国家科技重大专项高分辨率空间对地观测项目的实施,对卫星平台的自主在轨实时定轨提出了新的需求.由法国发展的DORIS实时定轨系统虽已成功应用于多个对地观测平台,但该系统从未公布其原始数据和数据处理的技术细节,因此本文尝试利用DORIS地面主控站提供的ENVISAT标准格式多普勒数据,假设星上自主定轨时采用相同的数据,基于卡尔曼滤波算法实现(仿真)自主实时定轨.计算表明仅考虑简单的非球形引力模型,对于位置误差1km,速度误差1m/s的初始条件,2小时后滤波趋于稳定,滤波精度为十米量级,速度精度为厘米每秒级.为提高滤波计算效率,对坐标系统转换进行简化后,定轨精度仍在十米量级.基于DORIS仿真测量数据滤波计算表明,随着测量精度的提高和每圈观测弧段的增加,滤波计算的精度也会得到有效提高.

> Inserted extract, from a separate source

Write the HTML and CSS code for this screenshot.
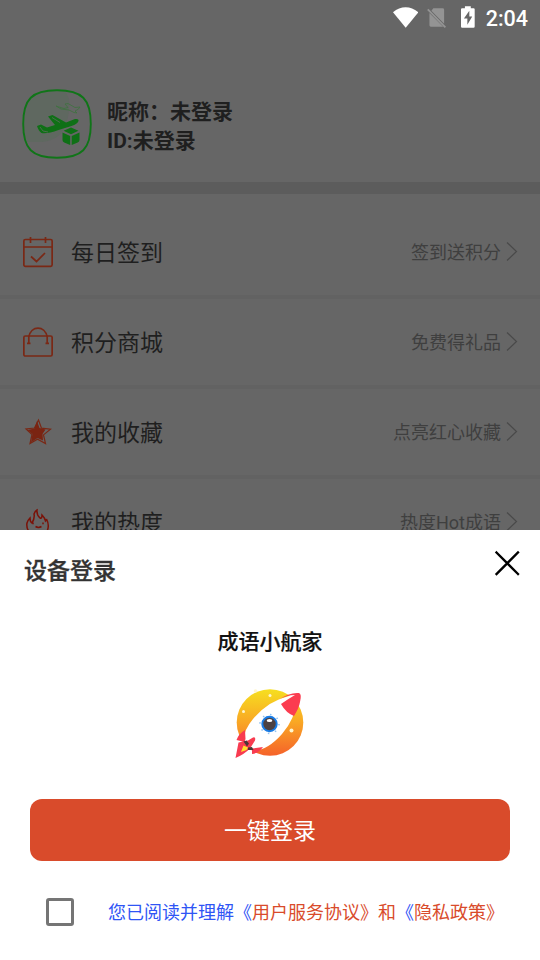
FILE: index.html
```html
<!DOCTYPE html>
<html lang="zh-CN">
<head>
<meta charset="utf-8">
<title>设备登录</title>
<link rel="stylesheet" href="styles.css">
</head>
<body>
<div class="screen">
  <main class="page">
    <header class="status">
      <svg class="wifi" width="26" height="22" viewBox="0 0 26 22"><path d="M0 5.2C7.8-1.700 18.2-1.700 26 5.2L13 21z" fill="#fff"/></svg>
      <svg class="sim" width="20" height="22" viewBox="0 0 20 22"><path d="M6.500 1H16q1.500 0 1.500 1.500V17L4.500 3.500zM2.500 6 16.500 20H4q-1.500 0-1.500-1.500z" fill="#949494"/><path d="m.8 2.200 18 18.300" stroke="#949494" stroke-width="1.800"/></svg>
      <svg class="battery" width="14" height="22" viewBox="0 0 14 22"><path d="M4 0h6v2h2.800q1.200 0 1.200 1.200v17.600q0 1.200-1.200 1.200H1.200Q0 22 0 20.800V3.200Q0 2 1.200 2H4z" fill="#fff"/><path d="M8.500 4.500 3 12.500h3.500v6.500l5-8.500H8.500z" fill="#666"/></svg>
      <span class="clock">2:04</span>
    </header>
    <section class="profile">
      <svg class="avatar" width="70" height="70" viewBox="0 0 70 70">
        <path d="M2 35V24Q4 3 24 3h20l3 7q1 15-3 24-4 17-24 19H4z" fill="#5f6860"/>
        <path d="M35 1.200C60 1.200 68.800 10 68.800 35S60 68.800 35 68.800 1.200 60 1.200 35 10 1.200 35 1.200Z" fill="none" stroke="#107518" stroke-width="1.900"/>
        <path d="m15 37 4-1.500 6 3 8-2.500-7-8.500 4.500-1.500 13.500 7.500 9-3.500q4-.5 3.500 2-1 3-7 5l-13 4q-11 4-17 3-3-2-4.500-7z" fill="#0f7016"/>
        <path d="m18 38 3 4 5 1M30 28.500l8 5" stroke="#5b6d5c" stroke-width=".8" fill="none"/>
        <path d="m34 17 3 1 5 1.500 4-1-3-3.500 3-.5 7 4 5-.5q-1 2.500-5 4l2 2-3-.5-5-2.500-8-1z" fill="none" stroke="#3d723f" stroke-width=".8"/>
        <path d="m49 38.500 7.500 3.200-7.500 3.600-7.500-3.600zM40.500 43.500l7.700 3.500v9l-6-2.500q-1.700-.7-1.700-2.500zM57.500 43.500 49.700 47v9l6-2.500q1.800-.7 1.800-2.500z" fill="#0f7016"/>
      </svg>
      <div class="names"><div>昵称：未登录</div><div>ID:未登录</div></div>
    </section>
    <nav class="menu">
      <div class="row">
        <svg class="icon" width="30" height="32" viewBox="0 0 30 32" fill="none" stroke="#7a2815" stroke-width="1.700"><rect x=".85" y="3.500" width="28.300" height="26.800" rx="1.500"/><path d="M1 11h28M7.500 1v6M22.500 1v6M8 20.500l5.500 5 8.500-8.500"/></svg>
        <span class="label">每日签到</span><span class="hint">签到送积分</span>
        <svg class="arrow" width="12" height="20" viewBox="0 0 12 20"><path d="m1 .5 9.500 9L1 18.500"/></svg>
      </div>
      <div class="row">
        <svg class="icon" width="30" height="32" viewBox="0 0 30 32" fill="none" stroke="#7a2815" stroke-width="1.700"><rect x=".85" y="10" width="28.300" height="20" rx="1.500"/><path d="M4 17.300h3.500M22.500 17.300H26M5.800 17v-6C8-.8 22-.8 24.200 11v6"/></svg>
        <span class="label">积分商城</span><span class="hint">免费得礼品</span>
        <svg class="arrow" width="12" height="20" viewBox="0 0 12 20"><path d="m1 .5 9.500 9L1 18.500"/></svg>
      </div>
      <div class="row">
        <svg class="icon" width="30" height="32" viewBox="0 0 30 32"><path d="m15.500 4 3 8.200 9 1-7 5.700 2 8.600-8-4.300-7.500 4.300 2-9-6-5.500 8.500-1z" fill="none" stroke="#7a2815" stroke-width="1.200"/><path d="M14 5 16.500 12l6 1.500-3 4.500.5 6.500-5.500-2.500L8 26.500l1.500-8.500-5-4 7-1.500z" fill="#7a2412"/></svg>
        <span class="label">我的收藏</span><span class="hint">点亮红心收藏</span>
        <svg class="arrow" width="12" height="20" viewBox="0 0 12 20"><path d="m1 .5 9.500 9L1 18.500"/></svg>
      </div>
      <div class="row">
        <svg class="icon" width="30" height="32" viewBox="0 0 30 32" fill="none" stroke="#7a1208" stroke-width="1.500"><path d="M7 27Q3 22 4 17q1-3 3-5 0 4 2 5 3-5 2-9 1-3 3-4-.5 5 3 8 2 1 2-3 3 3 3.500 6 1-1 1-2 3 6 1 11-2 5-9 5-6 0-8.500-2Z"/><path d="M10 16.500v1.800M20 16.500v1.800M12.500 20.500q3 1.800 6 0"/></svg>
        <span class="label">我的热度</span><span class="hint">热度Hot成语</span>
        <svg class="arrow" width="12" height="20" viewBox="0 0 12 20"><path d="m1 .5 9.500 9L1 18.500"/></svg>
      </div>
    </nav>
  </main>
  <section class="sheet">
    <div class="sheet-head">
      <h2>设备登录</h2>
      <svg class="close" width="26" height="26" viewBox="0 0 26 26"><path d="m2.500 2.500 21.500 21.500M24 2.500 2.500 24" stroke="#000" stroke-width="2.300" stroke-linecap="square"/></svg>
    </div>
    <h3>成语小航家</h3>
    <svg class="rocket" width="72" height="72" viewBox="0 0 72 72">
      <defs><linearGradient id="sun" x1="0" y1="0" x2="0" y2="1"><stop offset="0" stop-color="#f6df20"/><stop offset=".5" stop-color="#f9a624"/><stop offset="1" stop-color="#f5622a"/></linearGradient></defs>
      <circle cx="36" cy="34.500" r="33.300" fill="url(#sun)"/>
      <g fill="#fff6cf"><circle cx="36" cy="7.500" r="1.500"/><circle cx="9.500" cy="23.500" r="1.500"/><circle cx="57.500" cy="42.500" r="2"/><circle cx="21.500" cy="3" r="1.800"/></g>
      <path d="M10 56Q8 44 19 31 34 13 55 8 63 7 63 12 61 31 48 46 32 64 18 62z" fill="#fff"/>
      <path d="M44 12Q56 4 65 5q3 1 1 9-1 6-6 14-8-3-13-12 7-5 14-9-8 0-17 5z" fill="#fb3c50"/>
      <path d="m11 42 .5 9-1 3-8-2q2-6 8.500-10zM18 60.500l11-1.500q-4 6-11 7zM1.500 70l3-15.500 9.500-2 5-3q3-1 2 3l-5 8q-6 6-14.500 9.500z" fill="#f83b50"/>
      <path d="m7 64 2.500-6.500 4.500 2-1.500 2.500z" fill="#ffe02c"/>
      <path d="m9.500 53.500 3-1 2.500 3-2 3zM14 59.500l4-.5 1.500 3H14z" fill="#4b3836"/>
      <circle cx="35.500" cy="36" r="9.500" fill="none" stroke="#8fc1f0" stroke-width="1.500" stroke-dasharray="1.500 6"/><circle cx="35.500" cy="36" r="7.200" fill="#4b4143" stroke="#197be4" stroke-width="2"/>
      <ellipse cx="35.500" cy="32.500" rx="2.800" ry="1.600" fill="#fff"/>
    </svg>
    <button class="login" type="button"><span>一键登录</span></button>
    <div class="agree"><span class="box"></span><p>您已阅读并理解《<a>用户服务协议》和</a>《<a>隐私政策》</a></p></div>
  </section>
</div>
</body>
</html>
```
FILE: styles.css
```css
* { box-sizing: border-box; }
body { margin: 0; font-family: Roboto, "Noto Sans CJK SC", sans-serif; }
.screen { width: 540px; height: 960px; display: flex; flex-direction: column; overflow: hidden; background: #fff; }
.page { height: 530px; flex: none; overflow: hidden; background: #666; }
.status { height: 36px; padding: 0 12px 0 393px; display: flex; align-items: center; color: #fff; }
.wifi { margin-right: 9px; }
.sim { margin-right: 13px; }
.battery { margin-right: 11px; margin-left: 1px; margin-top: -2px; }
.clock { padding-top: 2px; font-size: 21.5px; line-height: 36px; font-weight: 500; white-space: nowrap; }
.profile { height: 158px; padding: 53px 22px 0 22px; display: flex; gap: 15px; border-bottom: 12px solid #5c5c5c; }
.avatar { flex: none; }
.names { padding-top: 9px; font-size: 21px; line-height: 29px; font-weight: 700; color: #1f1f1f; }
.menu { padding-top: 15px; }
.row { height: 90px; padding: 0 22px 0 23px; display: flex; align-items: center; border-bottom: 4px solid #626262; }
.icon { flex: none; margin-right: 18px; }
.label { padding-top: 4px; font-size: 23px; line-height: 34px; color: #1f1f1f; }
.hint { margin-left: auto; padding-top: 2px; font-size: 18px; line-height: 26px; color: #3f3f3f; }
.arrow { margin-left: 5px; fill: none; stroke: #4a4a4a; stroke-width: 1.2; }
.sheet { height: 430px; flex: none; display: flex; flex-direction: column; align-items: center; background: #fff; }
.sheet-head { width: 100%; height: 80px; padding: 20px 20px 0 24px; display: flex; justify-content: space-between; align-items: flex-start; }
h2, h3, p { margin: 0; }
h2 { padding-top: 2px; font-size: 23px; line-height: 40px; font-weight: 500; color: #333; -webkit-text-stroke: .3px #333; }
h3 { margin-top: 17px; font-size: 21px; line-height: 30px; font-weight: 500; color: #111; -webkit-text-stroke: .2px #111; }
.rocket { margin-top: 31px; }
.login { width: 480px; height: 62px; margin-top: 39px; padding: 4px 0 0; border: 0; border-radius: 12px; background: #d94b2b; color: #fff; font-family: inherit; font-size: 23px; line-height: 58px; }
.agree { width: 100%; margin-top: 36px; padding-left: 46px; display: flex; align-items: center; }
.box { width: 28px; height: 28px; margin-right: 34px; border: 3px solid #757575; border-radius: 3px; }
.agree p { padding-top: 2px; font-size: 18px; line-height: 28px; color: #2f55f5; white-space: nowrap; }
.agree a { color: #d94b2b; }
```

Realization and Accuracy Analysis of Real-Time Orbit Determination for DORIS System

The performance of National science and technology major project,namely high-resolution space Earth observation project,has raised a new demand for real-time orbit determination in order to serve effective management of Earth observation payload.DORIS system is one of the effective means for real-time orbit service in orbit and its onboard real time orbit determination system has successfully run on several payloads,yet its technical details have not been revealed.Real-time orbit determination is realized by using DORIS tracking data of ENVISAT based on Kalman-filter with a simplified dynamics model.The results show that,the filter algorithm tends to converge within 2 hours with a initial error of 1000m and 1m/s of position and velocity in three dimensions respectively,and reaches the accuracies of 10m for position and several centimeters per second for velocity.Moreover,coordinate transformation is simplified to improve the efficiency,only with little loss of accuracy.The simulation calculations also show that the accuracy of EKF improves effectively with improvement of measurement accuracy and increase of observation arcs.